Thanks to Terri (Bonney), Kerry, Liz, Cooper, and Anthony for stepping up with this project of mine. Look forward to more…as I think of it. 

one of us: WONY Alumni Weekend 2011

I guess if there’s any word to describe my college radio station, WONY 90.9FM, the first word that comes to mind is “family.” I was in a ton of organizations when I was in Oneonta: I was in a sorority, I was a senator, a tour guide, and I wrote for the newspaper…but nothing felt more like home than being in the radio station. I met my best friends there. I met my roommates there. The reason why I got my internship with the Federal Communications Commission was because I was a DJ…which is still odd to me, given that the FCC and College Radio typically don’t have the best relationship, but hey! It was an awesome internship and it was cool that the FCC was willing to reach out to college radio! How many people can say that a college club changed their lives? I know that I can.

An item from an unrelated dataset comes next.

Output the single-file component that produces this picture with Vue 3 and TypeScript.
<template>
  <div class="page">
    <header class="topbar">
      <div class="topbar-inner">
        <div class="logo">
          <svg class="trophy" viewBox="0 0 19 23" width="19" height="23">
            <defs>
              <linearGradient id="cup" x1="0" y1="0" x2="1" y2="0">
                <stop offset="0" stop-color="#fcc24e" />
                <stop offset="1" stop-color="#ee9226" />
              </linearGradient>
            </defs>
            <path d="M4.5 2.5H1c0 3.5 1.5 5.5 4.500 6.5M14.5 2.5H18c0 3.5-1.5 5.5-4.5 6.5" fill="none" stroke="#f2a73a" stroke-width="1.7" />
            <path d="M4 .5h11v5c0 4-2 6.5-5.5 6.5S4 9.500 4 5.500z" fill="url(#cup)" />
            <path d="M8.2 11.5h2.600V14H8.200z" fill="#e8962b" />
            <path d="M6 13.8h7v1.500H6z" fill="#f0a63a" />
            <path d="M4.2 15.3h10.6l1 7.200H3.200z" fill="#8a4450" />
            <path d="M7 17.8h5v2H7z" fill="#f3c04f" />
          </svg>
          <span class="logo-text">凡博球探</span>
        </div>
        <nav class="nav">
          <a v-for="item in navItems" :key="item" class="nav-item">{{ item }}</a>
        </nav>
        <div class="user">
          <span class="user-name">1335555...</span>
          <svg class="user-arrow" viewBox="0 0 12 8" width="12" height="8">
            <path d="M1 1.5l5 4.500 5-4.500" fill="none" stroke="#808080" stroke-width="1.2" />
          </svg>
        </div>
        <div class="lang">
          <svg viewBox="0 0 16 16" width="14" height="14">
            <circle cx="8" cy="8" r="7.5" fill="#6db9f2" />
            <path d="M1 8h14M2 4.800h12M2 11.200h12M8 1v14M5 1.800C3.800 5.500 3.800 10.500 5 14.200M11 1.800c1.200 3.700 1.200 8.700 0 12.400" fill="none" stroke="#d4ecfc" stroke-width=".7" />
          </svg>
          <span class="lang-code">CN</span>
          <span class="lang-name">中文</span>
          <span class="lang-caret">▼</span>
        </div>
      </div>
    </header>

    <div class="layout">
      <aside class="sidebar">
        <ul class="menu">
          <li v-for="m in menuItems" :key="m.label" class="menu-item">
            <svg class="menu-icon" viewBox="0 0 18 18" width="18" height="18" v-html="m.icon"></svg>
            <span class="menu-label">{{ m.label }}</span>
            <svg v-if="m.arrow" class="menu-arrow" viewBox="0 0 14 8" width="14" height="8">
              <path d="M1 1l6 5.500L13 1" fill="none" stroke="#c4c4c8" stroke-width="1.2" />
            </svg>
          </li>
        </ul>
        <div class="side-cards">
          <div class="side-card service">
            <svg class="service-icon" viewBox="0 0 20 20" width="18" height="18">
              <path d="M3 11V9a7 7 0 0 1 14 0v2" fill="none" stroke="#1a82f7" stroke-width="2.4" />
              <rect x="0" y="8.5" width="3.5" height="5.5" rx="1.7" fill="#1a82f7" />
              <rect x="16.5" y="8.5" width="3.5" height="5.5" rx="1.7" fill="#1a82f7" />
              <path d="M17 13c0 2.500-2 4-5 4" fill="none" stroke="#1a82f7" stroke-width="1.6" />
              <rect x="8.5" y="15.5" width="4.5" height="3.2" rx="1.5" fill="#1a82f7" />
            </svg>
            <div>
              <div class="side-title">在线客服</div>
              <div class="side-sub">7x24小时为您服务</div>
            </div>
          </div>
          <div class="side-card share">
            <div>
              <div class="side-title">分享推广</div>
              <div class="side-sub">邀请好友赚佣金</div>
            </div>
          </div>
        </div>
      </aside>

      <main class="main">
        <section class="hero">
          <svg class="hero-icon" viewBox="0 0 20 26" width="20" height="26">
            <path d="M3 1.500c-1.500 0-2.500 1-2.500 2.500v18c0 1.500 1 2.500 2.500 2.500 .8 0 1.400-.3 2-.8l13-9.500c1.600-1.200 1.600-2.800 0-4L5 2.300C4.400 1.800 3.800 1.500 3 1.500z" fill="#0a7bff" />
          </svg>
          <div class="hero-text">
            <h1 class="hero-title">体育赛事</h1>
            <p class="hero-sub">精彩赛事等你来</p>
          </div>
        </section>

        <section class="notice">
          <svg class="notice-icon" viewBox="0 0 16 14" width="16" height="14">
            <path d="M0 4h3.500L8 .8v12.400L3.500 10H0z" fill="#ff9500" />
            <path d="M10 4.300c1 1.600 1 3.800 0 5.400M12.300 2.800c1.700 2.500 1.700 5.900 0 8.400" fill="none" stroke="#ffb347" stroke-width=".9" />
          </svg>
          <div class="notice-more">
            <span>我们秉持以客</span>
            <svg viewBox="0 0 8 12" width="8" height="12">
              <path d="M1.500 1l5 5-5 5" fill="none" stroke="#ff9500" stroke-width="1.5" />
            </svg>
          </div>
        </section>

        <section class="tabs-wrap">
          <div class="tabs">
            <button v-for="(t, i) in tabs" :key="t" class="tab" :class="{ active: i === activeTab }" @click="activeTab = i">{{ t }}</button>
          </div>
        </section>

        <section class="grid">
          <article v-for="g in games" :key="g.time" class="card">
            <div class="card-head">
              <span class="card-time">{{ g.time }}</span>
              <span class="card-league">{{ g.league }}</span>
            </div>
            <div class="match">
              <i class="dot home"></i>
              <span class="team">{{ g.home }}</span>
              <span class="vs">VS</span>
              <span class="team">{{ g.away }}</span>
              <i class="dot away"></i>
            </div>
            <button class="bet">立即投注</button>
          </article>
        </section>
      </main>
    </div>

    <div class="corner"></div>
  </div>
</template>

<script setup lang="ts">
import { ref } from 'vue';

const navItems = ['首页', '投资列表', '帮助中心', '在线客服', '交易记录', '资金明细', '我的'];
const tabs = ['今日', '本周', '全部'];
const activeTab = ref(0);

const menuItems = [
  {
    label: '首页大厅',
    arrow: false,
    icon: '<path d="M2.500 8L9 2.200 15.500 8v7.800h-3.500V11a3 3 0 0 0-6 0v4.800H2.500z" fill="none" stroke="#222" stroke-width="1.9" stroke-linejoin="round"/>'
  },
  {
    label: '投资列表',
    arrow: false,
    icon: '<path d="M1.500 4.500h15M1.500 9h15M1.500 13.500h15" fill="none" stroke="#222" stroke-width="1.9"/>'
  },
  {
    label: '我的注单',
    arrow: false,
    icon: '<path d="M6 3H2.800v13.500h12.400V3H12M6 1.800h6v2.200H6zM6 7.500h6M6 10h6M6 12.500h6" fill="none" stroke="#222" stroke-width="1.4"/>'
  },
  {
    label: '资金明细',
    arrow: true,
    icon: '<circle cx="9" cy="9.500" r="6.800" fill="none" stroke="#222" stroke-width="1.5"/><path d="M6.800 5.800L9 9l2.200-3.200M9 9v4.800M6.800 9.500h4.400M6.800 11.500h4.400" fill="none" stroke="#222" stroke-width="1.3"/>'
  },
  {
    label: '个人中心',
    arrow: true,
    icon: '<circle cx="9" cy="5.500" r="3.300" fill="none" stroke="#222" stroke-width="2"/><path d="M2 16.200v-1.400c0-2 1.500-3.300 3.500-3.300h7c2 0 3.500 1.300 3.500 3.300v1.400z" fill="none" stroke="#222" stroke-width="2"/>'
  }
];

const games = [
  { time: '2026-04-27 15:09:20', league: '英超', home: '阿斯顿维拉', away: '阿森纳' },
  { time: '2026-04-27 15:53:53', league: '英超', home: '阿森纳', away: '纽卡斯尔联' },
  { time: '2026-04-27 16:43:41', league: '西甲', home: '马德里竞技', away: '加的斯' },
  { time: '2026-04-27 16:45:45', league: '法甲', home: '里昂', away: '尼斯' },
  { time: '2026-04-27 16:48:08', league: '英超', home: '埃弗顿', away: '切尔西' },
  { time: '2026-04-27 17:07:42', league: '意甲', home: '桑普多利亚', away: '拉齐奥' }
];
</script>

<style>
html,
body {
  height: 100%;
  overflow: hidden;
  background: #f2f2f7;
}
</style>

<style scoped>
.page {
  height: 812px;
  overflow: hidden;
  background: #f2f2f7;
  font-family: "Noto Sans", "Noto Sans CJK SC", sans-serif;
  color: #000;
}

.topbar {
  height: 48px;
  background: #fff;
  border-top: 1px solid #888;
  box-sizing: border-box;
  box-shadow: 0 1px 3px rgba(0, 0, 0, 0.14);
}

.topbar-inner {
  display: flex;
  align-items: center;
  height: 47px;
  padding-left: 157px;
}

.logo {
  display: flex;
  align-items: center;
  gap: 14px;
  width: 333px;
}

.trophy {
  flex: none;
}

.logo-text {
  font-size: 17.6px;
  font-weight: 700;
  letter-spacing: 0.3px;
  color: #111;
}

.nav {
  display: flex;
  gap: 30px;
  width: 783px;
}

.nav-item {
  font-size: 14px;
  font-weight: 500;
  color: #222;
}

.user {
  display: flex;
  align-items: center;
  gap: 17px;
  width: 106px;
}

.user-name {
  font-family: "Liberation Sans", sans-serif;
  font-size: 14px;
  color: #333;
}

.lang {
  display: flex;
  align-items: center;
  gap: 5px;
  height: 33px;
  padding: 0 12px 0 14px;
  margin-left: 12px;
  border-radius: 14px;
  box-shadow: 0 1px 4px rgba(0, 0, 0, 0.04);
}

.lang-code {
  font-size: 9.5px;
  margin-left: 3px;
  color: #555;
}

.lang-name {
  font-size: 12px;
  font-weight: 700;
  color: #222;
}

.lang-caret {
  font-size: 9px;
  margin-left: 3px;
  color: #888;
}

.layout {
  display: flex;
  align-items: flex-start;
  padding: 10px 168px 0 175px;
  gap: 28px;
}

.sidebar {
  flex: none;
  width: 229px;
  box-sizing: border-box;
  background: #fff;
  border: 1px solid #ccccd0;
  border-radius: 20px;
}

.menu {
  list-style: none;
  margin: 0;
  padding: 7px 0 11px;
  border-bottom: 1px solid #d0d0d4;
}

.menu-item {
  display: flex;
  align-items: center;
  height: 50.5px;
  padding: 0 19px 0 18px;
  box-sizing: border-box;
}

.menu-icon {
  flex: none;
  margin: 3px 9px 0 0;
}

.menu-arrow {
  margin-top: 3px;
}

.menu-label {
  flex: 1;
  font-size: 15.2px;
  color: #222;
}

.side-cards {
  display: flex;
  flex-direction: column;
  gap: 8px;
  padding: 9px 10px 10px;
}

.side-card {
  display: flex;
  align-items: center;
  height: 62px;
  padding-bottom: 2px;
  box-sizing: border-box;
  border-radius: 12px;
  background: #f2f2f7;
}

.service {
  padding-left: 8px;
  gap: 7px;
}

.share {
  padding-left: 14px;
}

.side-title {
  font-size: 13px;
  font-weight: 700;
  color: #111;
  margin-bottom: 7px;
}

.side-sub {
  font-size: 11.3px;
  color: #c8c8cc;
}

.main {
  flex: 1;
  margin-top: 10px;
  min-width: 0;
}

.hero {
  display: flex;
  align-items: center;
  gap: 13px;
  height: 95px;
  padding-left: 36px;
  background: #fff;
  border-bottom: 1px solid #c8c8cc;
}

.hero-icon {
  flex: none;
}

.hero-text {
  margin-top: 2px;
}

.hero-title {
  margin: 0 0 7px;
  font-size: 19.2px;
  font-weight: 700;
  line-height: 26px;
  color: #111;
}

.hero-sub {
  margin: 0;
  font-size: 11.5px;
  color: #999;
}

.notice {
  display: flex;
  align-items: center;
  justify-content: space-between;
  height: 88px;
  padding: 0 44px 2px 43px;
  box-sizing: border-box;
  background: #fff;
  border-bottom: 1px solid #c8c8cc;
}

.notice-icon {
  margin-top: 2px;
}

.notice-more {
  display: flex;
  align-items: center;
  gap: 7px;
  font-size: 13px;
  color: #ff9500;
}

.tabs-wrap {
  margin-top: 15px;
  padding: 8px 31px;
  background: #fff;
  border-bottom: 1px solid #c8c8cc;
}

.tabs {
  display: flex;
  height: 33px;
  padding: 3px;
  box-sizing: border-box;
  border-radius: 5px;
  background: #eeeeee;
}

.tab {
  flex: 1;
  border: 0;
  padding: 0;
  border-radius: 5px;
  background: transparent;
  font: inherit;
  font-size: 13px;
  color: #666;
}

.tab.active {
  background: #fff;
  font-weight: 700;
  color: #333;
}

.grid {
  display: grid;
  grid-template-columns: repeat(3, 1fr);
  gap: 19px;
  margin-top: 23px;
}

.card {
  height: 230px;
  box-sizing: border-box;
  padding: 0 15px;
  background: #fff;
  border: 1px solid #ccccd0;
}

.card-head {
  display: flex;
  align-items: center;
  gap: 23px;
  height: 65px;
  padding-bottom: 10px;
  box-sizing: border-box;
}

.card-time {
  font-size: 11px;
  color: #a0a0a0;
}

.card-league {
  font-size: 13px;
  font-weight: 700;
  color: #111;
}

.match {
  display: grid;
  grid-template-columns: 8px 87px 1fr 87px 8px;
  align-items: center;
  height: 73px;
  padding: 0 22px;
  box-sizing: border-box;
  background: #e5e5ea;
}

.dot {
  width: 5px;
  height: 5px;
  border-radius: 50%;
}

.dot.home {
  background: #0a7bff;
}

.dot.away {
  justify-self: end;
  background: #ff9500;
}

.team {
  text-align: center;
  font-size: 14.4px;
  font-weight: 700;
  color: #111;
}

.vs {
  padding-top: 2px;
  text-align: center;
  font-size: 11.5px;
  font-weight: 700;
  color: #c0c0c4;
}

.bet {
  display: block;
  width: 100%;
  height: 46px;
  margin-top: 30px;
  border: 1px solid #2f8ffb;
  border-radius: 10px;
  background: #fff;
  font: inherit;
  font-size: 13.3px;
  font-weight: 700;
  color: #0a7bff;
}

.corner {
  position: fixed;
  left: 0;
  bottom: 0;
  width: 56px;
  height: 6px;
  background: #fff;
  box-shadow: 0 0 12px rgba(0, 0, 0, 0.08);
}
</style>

Each year, we all go back to Oneonta to reunite for a weekend. Everyone is always ridiculously happy to see one another. I was really excited because finally, not only was I going to get to live out some great times with my best friends again, but I was also going to get the chance to finally show boy-I-fancy what this club is all about and why it rocks so hard. To tell someone about WONY is one thing, but to see it in action is another. 

Friday was awesome, we got to go out to Happy Hour, ate yummy Chinese food, watched this awesome Canadian TV series called Trailer Park Boys (if you haven’t heard of it, Netflix it, trust me on this one), and then we ventured off to a bar crawl where I got to see friends that I haven’t seen since last WONY Alumni Weekend!

However history has shown us that even the best of things, fall eventually. The Dinosaurs. Rome. And yours truly. I was having an awesome night, but around 1AM, I started to feel sick. I thought it was because I might have had too much to drink. As the night progressed, I found out that this wasn’t because of having too many rum and Frescas. Somewhere along the line, I ate something that didn’t agree with me at all. I knew there was a big problem when I started shivering in boy-I-fancy’s arms and it wasn’t until 6 AM when I could finally fall asleep. I thought that maybe sleep would fix everything. It didn’t. I woke up and my whole body felt like jelly,I still felt nauseous, and I didn’t have an appetite. I was disappointed, it was such a beautiful day on Saturday, my friends are going out to breakfast, and here I am in bed- while boy-I-fancy runs off to get me medicine. I was looking forward to this weekend all year, how could I get sick?

Although the events of the weekend weren’t going as planned, other great things happened. My friends were willing to go the extra mile to make sure that I was comfortable and that I was feeling better. I was in a lot of pain and incredibly nauseous but I still hiked with my friends to watch them play golf off of Table Rock, which was incredibly epic. After that, they drove me to Urgent Care and waited in the parking lot until I was done (turns out I have the stomach bug from hell), put a TV in my room so that if I couldn’t make Saturday’s party, that I would still be entertained, and I received so many well wishes to get better. My old roommate even brought me back fresh-squeezed orange juice, which is my favorite! My anti-nausea medication knocked me out but I still went to the party and I slept on the couch for the most part. My friends were just happy that I made it, even though I wasn’t awake for most of the merriment. Remember when I told you that WONY is family to me? They really are <3 Most of those friends I mentioned that did all of that nice stuff for me, I haven’t seen or really talked to in months. Yet they still took the time out of their day to take care of me. It just speaks volumes to me on how good their characters are. Without the station, we all would have never met. 

 

Throughout all the craziness, we all still had a wonderful time in Oneonta and I’m already looking forward to the next Alumni Weekend. Also, I’m finally watching Lost! I’m so addicted to it! I always wanted to watch it,  but everyone always told me that if you didn’t watch the first episode…well, you’ll be lost!